* Prompt
Write out all the lines again, precisely as they stand, but without the images.

* Data provided
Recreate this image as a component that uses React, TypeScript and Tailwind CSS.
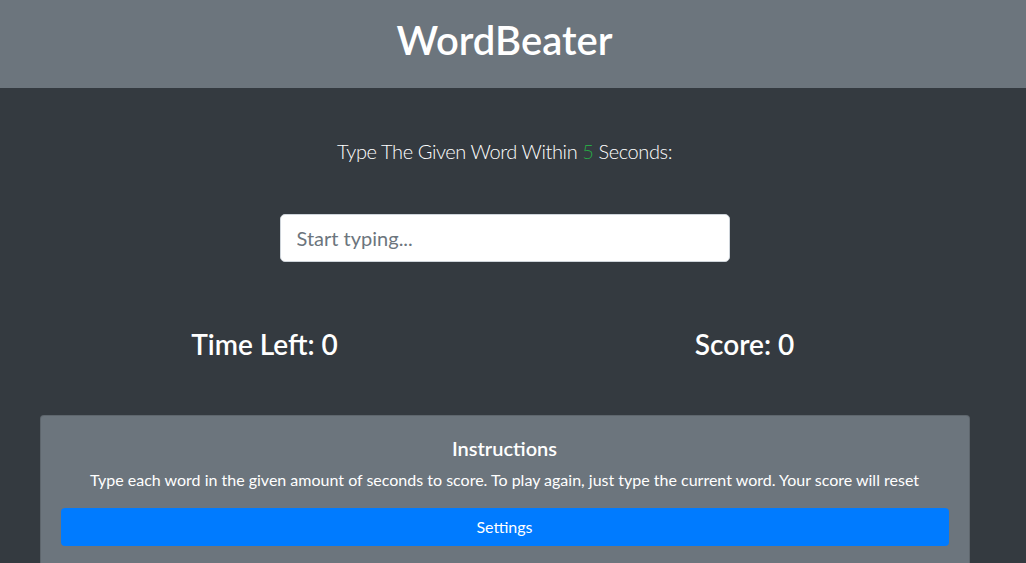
export default function App() {
  return (
    <div className="min-h-screen bg-[#343a40] text-white font-['Lato',sans-serif]">
      {/* header bar */}
      <header className="bg-[#6c757d] pr-[17px] pt-4 pb-6 text-center">
        <h1 className="text-[40px] leading-[48px] font-semibold">WordBeater</h1>
      </header>

      <main className="pr-[17px] pt-12 pb-10">
        <div className="mx-auto w-[930px] text-center">
          <p className="text-xl font-light leading-[30px] tracking-[-0.4px]">
            Type The Given Word Within <span className="text-[#28a745]">5</span> Seconds:
          </p>
          <input
            type="text"
            placeholder="Start typing..."
            className="mx-auto mt-12 block h-12 w-[450px] rounded-[5px] border border-[#ced4da] bg-white px-4 text-xl text-[#495057] outline-none placeholder:text-[#6c757d]"
          />

          {/* time & score */}
          <div className="-mx-[15px] mt-[65px] grid w-[960px] grid-cols-2">
            <h3 className="text-[28px] font-semibold leading-[34px]">Time Left: 0</h3>
            <h3 className="text-[28px] font-semibold leading-[34px]">Score: 0</h3>
          </div>

          {/* instructions card */}
          <div className="mt-[54px] rounded border border-black/[.125] bg-[#6c757d] p-5">
            <h5 className="mb-2 text-xl font-semibold leading-6">Instructions</h5>
            <p className="mb-4 text-base leading-6">
              Type each word in the given amount of seconds to score. To play again, just type the current word. Your score will reset
            </p>
            <button className="h-[38px] w-full rounded bg-[#007bff] text-base text-white">Settings</button>
          </div>
        </div>
      </main>
    </div>
  )
}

* Answer to the exercise
Recreate this image as a component that uses React, TypeScript and Tailwind CSS.
export default function App() {
  return (
    <div className="min-h-screen bg-[#343a40] text-white font-['Lato',sans-serif]">
      {/* header bar */}
      <header className="bg-[#6c757d] pr-[17px] pt-4 pb-6 text-center">
        <h1 className="text-[40px] leading-[48px] font-semibold">WordBeater</h1>
      </header>

      <main className="pr-[17px] pt-12 pb-10">
        <div className="mx-auto w-[930px] text-center">
          <p className="text-xl font-light leading-[30px] tracking-[-0.4px]">
            Type The Given Word Within <span className="text-[#28a745]">5</span> Seconds:
          </p>
          <input
            type="text"
            placeholder="Start typing..."
            className="mx-auto mt-12 block h-12 w-[450px] rounded-[5px] border border-[#ced4da] bg-white px-4 text-xl text-[#495057] outline-none placeholder:text-[#6c757d]"
          />

          {/* time & score */}
          <div className="-mx-[15px] mt-[65px] grid w-[960px] grid-cols-2">
            <h3 className="text-[28px] font-semibold leading-[34px]">Time Left: 0</h3>
            <h3 className="text-[28px] font-semibold leading-[34px]">Score: 0</h3>
          </div>

          {/* instructions card */}
          <div className="mt-[54px] rounded border border-black/[.125] bg-[#6c757d] p-5">
            <h5 className="mb-2 text-xl font-semibold leading-6">Instructions</h5>
            <p className="mb-4 text-base leading-6">
              Type each word in the given amount of seconds to score. To play again, just type the current word. Your score will reset
            </p>
            <button className="h-[38px] w-full rounded bg-[#007bff] text-base text-white">Settings</button>
          </div>
        </div>
      </main>
    </div>
  )
}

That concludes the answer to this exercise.